Listen If: You love telling the story of how and why Varg killed Euronymous.
Key Track: The blinding “Pagan Dawn,” an unholy smear of guitars and wrenching, unearthly vocals.
The Band: Shrinebuilder
The Buzz: Shrinebuilder may be a relatively new band, but they’re hardly up-and-comers. Comprised of members of metal titans Scott Weinrich of St. Vitus, Al Cisneros of Sleep, the Melvins’ Dale Crover and Scott Kelly of Neurosis, the group binds together the best qualities of its significant legacy, making slow-moving metal that engulfs like a tar pit.
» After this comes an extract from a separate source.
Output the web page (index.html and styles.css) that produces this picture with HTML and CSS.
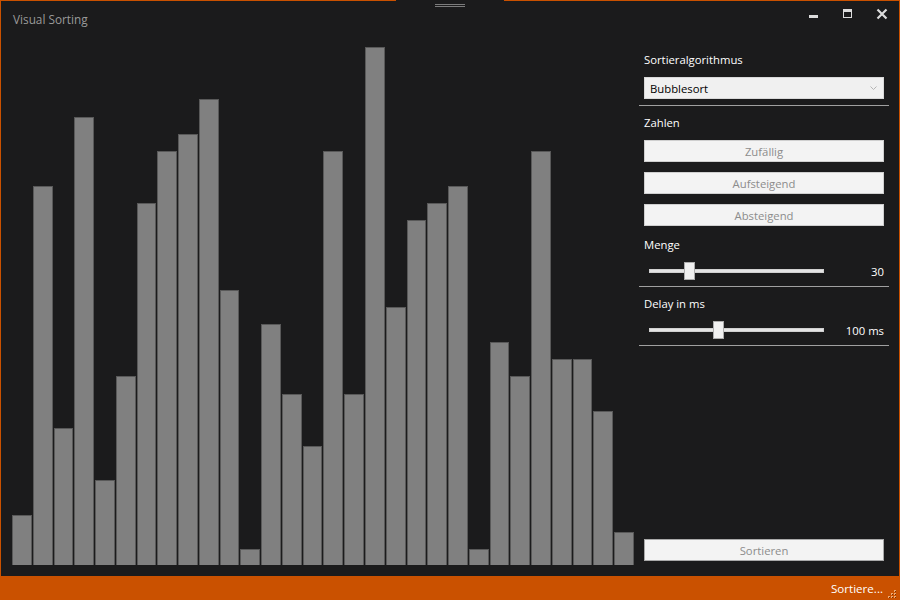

Listen If: You’ve ever waxed rhapsodic about Master of Reality — and especially if you have done so from the passenger seat of a Camaro.
Key Track: Seven-minute sludgefest “Pyramid of the Moon,” a heaving, hulking mass of riffs and groaned bocals that proves definitively that music doesn’t need to be fast to be punishing.
The Band: Florence and the Machine
The Buzz: Florence tore her way through a series of high-energy, high-euphoria New York shows last week, culminating with a hyperactive appearance on David Letterman. Don’t let those daggers fool you, though — Flo has more in common with the rich, supple pop of Annie Lennox and Tracy Thorn than the teeth-bared claws-out snarl of, say, Ida Maria. Appropriately, the album was recorded in an abandoned synagogue, giving it an extra-ethereal air.
Listen If: You go after both romance and heartbreak with the same blind, fervent passion.
Key Track: The eerie, elegaic “Are You Hurting the One You Love,” where Florence dials it down to a whisper, moaning out the hook over plinking, plaintive piano.
The Band: Fool’s Gold
The Buzz: Call it back in the highlife again: CA band nick the high, keening guitars of Afropop, lace them over percolating percussion and top them with vocals that sound like a Graceland B-reel. It would be easy to complain, but the whole thing is executed with such sincerity it’s tough to get too aggravated.
Listen If: You ain’t waiting till January for that Vampire Weekend record, or you wish Fear of Music went for it just a little more.
Key Track: “Surprise Hotel,” which sounds like something King Sunny Ade might have written if he took a summer course in hackey sack at UCLA.